Geissmar's house was hit for the third time in the May 10 raid. This time her furniture, now in the basement, was destroyed. The same night, Boosey and Hawkes’ premises were damaged for the second time. Luckily Beecham's precious library survived and was retrieved from the ruins.

===1942 onwards===
The blitz came to an end. Concerts continued. Émigrés put on music from their own countries. In October the LPO celebrated its tenth birthday, receiving congratulations from all over the world. Geissmar expresses her gratitude that she lives in a country “free in spirit”. She laments that Germany has lost this freedom and now has only “an empty façade of dictatorial splendour”. She gives an example. She and her mother were sitting in the box of Sir Malcolm Sargent before the Royal Choral Society Christmas 1942 concert. Sir Malcolm (who was conducting) had sent her the tickets. Suddenly Mrs Churchill and her daughter came in. Obviously the Geissmars yielded their seats at the front but Mrs Churchill tried to stop them from doing so. In Nazi Germany this was inconceivable. The equivalent ladies would have been surrounded by flunkies and any other occupants chucked out.

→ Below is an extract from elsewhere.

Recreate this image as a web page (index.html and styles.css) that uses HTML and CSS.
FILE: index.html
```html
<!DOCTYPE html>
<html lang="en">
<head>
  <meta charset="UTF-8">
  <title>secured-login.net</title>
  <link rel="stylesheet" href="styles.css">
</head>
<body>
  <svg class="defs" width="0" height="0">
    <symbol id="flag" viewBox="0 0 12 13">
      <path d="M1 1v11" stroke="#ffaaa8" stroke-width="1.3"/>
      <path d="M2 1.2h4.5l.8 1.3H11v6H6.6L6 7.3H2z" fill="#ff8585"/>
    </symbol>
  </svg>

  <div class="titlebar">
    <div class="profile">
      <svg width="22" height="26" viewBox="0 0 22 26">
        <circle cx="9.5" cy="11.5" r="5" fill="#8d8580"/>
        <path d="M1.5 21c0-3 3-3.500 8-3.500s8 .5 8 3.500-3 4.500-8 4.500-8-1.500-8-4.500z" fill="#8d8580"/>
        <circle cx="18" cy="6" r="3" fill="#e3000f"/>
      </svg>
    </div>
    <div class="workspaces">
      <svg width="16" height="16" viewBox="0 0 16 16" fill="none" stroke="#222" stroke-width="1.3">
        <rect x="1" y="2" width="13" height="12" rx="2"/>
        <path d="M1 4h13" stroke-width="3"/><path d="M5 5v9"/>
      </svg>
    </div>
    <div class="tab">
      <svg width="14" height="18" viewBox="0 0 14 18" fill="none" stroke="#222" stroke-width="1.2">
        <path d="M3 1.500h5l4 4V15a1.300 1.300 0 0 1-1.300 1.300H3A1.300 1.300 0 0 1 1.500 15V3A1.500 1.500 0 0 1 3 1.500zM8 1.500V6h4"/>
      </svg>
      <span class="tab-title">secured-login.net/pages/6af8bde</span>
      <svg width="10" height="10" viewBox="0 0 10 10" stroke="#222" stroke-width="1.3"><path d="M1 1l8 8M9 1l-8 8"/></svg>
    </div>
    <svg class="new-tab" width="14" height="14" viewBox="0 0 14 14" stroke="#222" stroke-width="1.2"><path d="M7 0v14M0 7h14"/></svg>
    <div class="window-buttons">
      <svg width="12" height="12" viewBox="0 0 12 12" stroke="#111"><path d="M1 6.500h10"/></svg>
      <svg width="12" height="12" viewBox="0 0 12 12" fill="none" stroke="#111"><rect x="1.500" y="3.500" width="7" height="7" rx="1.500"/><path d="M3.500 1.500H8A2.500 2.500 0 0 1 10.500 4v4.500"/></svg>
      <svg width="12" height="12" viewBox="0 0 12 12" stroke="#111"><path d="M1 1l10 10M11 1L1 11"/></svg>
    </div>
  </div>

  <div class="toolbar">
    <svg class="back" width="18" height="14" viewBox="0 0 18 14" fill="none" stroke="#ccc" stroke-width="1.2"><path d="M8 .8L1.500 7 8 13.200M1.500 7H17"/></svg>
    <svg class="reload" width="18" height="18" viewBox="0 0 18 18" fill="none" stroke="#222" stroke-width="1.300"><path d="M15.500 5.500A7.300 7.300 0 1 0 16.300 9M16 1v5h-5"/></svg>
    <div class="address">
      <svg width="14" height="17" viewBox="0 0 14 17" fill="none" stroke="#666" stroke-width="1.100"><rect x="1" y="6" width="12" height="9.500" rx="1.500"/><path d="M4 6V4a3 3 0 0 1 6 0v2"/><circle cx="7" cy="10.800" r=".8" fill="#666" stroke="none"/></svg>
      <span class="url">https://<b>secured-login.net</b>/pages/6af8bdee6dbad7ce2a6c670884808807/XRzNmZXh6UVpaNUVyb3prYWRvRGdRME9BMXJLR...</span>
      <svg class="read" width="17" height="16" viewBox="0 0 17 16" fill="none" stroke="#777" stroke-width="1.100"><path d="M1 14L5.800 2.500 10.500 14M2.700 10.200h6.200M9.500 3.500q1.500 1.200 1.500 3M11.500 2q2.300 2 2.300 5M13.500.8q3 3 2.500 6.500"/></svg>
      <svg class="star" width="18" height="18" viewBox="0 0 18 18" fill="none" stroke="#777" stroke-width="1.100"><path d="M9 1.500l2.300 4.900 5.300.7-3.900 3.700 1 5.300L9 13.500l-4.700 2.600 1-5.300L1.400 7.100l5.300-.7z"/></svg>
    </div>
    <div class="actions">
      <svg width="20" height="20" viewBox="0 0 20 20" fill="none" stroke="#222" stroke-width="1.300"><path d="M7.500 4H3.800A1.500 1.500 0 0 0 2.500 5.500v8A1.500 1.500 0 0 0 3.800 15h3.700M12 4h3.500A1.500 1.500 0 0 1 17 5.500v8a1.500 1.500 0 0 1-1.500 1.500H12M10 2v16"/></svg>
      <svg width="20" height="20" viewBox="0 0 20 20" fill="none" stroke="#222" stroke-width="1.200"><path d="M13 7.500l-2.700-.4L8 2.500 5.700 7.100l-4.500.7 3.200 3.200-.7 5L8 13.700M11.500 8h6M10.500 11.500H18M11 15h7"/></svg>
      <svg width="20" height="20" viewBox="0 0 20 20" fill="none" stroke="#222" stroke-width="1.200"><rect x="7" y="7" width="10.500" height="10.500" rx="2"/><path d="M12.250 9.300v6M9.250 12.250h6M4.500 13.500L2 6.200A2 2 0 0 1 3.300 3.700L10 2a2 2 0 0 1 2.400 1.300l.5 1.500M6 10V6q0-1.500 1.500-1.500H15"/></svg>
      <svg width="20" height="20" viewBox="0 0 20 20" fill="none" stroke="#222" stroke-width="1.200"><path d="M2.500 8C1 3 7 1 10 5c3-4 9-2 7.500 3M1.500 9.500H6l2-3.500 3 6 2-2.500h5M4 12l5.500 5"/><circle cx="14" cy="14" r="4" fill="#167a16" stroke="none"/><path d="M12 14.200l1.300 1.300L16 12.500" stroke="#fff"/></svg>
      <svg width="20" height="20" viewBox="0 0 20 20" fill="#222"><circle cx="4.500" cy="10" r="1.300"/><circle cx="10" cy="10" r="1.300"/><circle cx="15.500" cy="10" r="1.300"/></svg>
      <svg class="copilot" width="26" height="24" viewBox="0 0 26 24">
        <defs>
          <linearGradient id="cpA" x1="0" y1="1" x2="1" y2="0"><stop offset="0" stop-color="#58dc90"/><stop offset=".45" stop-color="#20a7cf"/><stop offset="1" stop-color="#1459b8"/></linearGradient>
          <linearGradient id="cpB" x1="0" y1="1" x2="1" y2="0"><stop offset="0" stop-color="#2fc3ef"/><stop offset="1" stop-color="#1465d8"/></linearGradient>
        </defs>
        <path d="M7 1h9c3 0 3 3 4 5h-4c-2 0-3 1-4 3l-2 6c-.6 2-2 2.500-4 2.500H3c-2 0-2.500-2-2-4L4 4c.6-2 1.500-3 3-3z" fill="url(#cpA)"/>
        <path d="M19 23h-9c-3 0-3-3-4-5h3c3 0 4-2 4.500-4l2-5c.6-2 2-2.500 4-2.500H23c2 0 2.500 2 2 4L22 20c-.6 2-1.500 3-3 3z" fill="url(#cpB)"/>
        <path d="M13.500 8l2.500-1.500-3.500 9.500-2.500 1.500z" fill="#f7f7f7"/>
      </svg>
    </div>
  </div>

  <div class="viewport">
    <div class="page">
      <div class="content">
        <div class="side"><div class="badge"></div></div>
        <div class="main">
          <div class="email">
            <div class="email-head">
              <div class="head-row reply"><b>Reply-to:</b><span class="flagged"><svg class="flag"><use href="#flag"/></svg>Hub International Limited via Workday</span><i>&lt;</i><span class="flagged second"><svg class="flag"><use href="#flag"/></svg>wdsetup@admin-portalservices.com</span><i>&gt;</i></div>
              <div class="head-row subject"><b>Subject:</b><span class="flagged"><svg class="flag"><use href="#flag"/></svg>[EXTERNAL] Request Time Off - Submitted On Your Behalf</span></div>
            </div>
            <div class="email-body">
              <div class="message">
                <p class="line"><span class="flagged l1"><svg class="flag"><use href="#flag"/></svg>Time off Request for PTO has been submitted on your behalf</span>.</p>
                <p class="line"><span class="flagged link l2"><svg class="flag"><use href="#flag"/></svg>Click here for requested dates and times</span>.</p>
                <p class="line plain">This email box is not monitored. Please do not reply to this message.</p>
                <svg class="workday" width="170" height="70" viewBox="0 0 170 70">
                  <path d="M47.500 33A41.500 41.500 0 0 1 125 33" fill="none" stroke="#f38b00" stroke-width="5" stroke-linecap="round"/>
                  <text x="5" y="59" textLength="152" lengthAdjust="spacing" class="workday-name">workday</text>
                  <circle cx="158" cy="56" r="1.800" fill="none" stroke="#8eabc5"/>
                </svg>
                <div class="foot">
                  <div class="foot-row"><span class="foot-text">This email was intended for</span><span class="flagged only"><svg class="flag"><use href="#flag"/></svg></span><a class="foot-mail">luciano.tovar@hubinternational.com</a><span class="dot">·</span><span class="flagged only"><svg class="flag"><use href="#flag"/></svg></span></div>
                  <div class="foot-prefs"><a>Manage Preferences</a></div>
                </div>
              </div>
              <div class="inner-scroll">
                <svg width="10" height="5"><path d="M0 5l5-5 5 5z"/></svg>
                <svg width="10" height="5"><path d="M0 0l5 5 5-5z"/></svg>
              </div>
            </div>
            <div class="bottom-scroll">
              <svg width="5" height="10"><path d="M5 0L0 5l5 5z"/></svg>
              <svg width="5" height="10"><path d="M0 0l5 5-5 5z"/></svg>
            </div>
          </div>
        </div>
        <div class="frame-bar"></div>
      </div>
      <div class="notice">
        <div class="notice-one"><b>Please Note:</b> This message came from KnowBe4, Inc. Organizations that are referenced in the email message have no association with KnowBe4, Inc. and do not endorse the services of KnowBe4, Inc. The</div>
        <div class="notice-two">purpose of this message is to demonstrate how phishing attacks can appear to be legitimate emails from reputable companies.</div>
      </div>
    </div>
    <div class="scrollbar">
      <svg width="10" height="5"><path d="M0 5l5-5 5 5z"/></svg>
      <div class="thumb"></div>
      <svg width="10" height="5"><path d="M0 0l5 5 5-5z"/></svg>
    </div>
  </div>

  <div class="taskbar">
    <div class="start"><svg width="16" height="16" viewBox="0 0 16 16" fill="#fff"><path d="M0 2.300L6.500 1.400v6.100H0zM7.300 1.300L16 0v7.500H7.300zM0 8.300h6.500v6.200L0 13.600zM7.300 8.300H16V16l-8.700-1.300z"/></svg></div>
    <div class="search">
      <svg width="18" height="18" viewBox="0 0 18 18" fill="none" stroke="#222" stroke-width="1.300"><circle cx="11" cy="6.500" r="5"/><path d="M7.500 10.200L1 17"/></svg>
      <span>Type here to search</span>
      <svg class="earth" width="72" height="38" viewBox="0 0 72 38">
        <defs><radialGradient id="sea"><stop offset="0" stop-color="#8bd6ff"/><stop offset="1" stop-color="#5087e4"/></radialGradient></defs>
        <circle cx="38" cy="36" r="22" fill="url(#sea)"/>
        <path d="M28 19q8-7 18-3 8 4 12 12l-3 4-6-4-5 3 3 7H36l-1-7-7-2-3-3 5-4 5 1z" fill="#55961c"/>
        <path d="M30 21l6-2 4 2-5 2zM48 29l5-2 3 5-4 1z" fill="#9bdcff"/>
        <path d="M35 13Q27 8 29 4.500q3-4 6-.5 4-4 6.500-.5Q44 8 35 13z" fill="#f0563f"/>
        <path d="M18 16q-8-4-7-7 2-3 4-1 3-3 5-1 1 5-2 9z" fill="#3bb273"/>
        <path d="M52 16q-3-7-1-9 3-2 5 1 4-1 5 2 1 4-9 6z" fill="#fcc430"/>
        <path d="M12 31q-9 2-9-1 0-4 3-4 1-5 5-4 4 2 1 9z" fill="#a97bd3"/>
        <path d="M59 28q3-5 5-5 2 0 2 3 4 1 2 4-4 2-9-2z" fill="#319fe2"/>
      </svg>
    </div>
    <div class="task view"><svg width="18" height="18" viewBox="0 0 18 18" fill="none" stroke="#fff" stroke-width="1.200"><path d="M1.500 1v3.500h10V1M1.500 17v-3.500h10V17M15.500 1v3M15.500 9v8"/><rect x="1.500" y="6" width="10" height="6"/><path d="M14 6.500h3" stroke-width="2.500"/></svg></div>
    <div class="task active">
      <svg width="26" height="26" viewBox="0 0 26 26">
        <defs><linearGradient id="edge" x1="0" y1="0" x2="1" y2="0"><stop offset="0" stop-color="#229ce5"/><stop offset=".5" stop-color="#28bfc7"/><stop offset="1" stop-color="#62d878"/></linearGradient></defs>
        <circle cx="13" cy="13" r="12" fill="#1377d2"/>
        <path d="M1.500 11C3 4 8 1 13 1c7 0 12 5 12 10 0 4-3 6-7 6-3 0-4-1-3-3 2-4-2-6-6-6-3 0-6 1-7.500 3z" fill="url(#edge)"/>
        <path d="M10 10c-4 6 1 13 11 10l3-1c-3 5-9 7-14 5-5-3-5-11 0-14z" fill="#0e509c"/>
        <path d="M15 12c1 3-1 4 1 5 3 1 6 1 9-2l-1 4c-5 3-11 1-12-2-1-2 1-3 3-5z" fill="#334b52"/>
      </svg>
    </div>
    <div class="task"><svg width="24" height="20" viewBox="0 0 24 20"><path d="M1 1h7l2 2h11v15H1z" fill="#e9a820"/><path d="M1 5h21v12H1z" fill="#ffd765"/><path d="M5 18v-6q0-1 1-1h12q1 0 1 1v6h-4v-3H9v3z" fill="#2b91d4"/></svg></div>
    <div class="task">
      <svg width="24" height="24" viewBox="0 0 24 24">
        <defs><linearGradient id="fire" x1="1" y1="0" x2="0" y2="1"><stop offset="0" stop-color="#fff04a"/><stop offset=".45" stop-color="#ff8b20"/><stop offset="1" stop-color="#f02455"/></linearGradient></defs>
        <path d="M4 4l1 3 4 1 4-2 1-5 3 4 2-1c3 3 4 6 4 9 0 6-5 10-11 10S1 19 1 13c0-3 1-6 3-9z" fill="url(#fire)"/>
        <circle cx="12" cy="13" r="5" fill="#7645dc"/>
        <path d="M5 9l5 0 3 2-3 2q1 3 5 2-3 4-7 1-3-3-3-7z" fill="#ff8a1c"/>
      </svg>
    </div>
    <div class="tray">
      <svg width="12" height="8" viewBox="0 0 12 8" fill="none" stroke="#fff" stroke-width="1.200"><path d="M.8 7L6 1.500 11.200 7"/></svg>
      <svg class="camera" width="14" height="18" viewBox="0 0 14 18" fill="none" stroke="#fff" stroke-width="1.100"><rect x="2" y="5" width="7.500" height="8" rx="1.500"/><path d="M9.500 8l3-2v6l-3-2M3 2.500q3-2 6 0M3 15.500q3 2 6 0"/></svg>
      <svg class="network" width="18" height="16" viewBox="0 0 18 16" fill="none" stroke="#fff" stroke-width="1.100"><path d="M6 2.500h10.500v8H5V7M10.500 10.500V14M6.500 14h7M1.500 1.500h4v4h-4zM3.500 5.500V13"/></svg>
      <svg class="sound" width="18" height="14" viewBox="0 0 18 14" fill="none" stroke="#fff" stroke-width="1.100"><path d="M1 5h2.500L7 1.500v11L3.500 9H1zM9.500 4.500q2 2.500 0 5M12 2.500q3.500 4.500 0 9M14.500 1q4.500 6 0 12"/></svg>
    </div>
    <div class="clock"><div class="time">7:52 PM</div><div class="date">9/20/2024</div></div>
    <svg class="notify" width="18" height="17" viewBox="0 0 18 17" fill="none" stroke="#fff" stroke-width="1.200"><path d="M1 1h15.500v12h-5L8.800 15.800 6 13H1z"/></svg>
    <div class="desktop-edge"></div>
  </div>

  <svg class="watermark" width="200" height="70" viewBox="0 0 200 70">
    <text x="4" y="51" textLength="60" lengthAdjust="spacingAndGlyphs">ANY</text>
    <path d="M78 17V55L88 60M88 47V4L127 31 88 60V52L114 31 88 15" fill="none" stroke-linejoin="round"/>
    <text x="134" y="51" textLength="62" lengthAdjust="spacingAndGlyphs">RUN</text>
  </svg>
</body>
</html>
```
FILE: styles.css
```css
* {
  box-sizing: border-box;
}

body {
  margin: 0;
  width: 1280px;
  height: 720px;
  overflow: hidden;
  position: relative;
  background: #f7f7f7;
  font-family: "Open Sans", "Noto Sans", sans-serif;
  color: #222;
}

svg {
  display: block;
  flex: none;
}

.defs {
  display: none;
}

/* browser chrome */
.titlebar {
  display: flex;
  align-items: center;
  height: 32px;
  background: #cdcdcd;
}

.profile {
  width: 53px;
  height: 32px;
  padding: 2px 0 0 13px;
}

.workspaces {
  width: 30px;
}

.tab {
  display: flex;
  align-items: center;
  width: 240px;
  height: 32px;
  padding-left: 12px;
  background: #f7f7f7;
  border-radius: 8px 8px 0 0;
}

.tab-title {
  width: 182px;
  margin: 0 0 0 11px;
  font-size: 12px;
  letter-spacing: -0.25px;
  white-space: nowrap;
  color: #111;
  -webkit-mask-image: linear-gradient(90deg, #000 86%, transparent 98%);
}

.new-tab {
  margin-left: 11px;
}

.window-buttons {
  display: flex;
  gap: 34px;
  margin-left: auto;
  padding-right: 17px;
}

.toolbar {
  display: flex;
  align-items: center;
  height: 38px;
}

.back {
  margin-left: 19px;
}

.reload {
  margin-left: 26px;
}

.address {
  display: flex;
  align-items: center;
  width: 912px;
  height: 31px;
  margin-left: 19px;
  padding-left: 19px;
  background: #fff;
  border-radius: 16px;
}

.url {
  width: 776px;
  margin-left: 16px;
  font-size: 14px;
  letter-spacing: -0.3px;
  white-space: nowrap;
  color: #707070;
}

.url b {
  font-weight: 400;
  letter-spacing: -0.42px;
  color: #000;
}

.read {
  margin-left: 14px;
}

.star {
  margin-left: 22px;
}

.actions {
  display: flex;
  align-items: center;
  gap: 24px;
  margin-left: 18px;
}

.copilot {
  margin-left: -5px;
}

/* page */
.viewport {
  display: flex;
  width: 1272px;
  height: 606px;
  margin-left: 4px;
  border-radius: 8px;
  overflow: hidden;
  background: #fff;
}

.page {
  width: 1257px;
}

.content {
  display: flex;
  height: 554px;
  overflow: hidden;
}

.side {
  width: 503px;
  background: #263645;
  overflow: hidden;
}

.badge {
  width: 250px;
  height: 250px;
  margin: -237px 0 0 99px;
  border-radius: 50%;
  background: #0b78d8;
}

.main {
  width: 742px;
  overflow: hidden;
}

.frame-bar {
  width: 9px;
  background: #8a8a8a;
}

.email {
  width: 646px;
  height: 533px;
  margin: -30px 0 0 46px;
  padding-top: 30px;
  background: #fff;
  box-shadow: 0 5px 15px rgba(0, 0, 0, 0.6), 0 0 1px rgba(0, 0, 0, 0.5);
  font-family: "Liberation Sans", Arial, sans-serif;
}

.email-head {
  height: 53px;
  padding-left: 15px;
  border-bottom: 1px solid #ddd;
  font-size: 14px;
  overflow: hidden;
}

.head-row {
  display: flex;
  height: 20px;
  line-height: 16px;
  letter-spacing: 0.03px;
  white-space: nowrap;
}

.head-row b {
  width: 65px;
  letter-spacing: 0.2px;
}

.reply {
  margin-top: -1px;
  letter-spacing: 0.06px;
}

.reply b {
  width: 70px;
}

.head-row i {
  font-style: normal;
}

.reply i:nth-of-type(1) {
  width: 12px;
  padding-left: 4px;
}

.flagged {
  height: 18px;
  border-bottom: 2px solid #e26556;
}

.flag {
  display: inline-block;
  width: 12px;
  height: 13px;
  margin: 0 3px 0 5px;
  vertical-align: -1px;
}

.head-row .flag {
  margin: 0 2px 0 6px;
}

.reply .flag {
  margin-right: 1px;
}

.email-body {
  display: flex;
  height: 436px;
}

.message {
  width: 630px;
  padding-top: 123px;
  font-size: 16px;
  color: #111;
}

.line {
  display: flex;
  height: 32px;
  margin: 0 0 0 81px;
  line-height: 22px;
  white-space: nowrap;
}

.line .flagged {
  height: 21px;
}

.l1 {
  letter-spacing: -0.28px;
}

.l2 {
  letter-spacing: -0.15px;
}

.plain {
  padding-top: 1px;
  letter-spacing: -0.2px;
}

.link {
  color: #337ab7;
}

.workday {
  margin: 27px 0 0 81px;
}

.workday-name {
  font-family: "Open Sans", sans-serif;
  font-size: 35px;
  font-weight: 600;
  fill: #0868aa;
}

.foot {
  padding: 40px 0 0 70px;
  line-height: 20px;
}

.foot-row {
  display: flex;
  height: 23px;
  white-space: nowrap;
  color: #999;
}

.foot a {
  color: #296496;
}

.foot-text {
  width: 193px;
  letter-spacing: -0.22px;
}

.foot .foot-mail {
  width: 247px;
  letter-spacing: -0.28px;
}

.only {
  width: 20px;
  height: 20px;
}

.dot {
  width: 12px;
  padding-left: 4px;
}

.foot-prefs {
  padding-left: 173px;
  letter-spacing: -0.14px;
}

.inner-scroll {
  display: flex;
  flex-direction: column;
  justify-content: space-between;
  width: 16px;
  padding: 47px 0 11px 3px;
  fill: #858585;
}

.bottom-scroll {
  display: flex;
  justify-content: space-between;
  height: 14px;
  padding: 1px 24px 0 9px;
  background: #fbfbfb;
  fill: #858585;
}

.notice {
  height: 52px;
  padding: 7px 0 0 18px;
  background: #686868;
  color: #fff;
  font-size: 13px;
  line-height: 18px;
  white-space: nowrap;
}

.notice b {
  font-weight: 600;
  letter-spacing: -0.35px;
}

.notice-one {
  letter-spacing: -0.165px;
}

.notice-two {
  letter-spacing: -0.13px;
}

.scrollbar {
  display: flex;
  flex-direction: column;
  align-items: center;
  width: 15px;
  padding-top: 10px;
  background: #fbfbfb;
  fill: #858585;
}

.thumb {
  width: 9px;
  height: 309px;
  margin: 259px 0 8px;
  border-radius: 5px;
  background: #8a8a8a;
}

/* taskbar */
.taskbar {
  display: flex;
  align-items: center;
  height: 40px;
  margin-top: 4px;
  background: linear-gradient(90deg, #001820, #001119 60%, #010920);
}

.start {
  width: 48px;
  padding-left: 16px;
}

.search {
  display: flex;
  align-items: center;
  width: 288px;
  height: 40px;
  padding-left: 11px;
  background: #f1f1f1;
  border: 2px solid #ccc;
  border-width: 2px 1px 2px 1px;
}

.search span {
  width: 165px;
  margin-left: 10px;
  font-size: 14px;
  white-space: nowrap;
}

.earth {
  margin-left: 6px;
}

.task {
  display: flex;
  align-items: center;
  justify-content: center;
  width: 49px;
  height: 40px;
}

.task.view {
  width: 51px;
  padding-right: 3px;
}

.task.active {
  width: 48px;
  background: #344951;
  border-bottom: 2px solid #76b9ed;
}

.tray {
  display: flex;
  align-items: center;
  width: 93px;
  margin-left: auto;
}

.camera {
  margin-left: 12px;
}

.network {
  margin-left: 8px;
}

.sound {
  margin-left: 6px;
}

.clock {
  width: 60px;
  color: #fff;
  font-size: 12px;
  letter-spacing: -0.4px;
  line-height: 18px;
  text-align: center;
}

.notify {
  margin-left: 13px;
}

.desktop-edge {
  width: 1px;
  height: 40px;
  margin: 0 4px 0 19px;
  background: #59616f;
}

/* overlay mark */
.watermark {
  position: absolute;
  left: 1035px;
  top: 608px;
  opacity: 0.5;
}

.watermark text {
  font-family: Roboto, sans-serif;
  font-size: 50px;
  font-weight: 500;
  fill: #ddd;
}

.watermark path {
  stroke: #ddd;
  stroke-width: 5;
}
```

Geissmar's obituary in the Times is confusing at this point. The staff reporter says that she retired in 1944 but Thomas Russell, who was a member of the LPO committee says that she devoted the last ten years of her life to the orchestra until her final illness.

==Family==
Many of her family members became victims of the Shoah. Among them her uncle Friedrich, who committed suicide shortly before deportation in 1940, and her aunt Johanna Geissmar, who was gassed in Auschwitz in 1942. Both were physicians. Another uncle, judge Jakob Geissmar, died in 1943 in Theresienstadt concentration camp. His wife Elisabeth née Hirsch and his daughter Elsa were both murdered by the Nazi regime in 1944 in Auschwitz.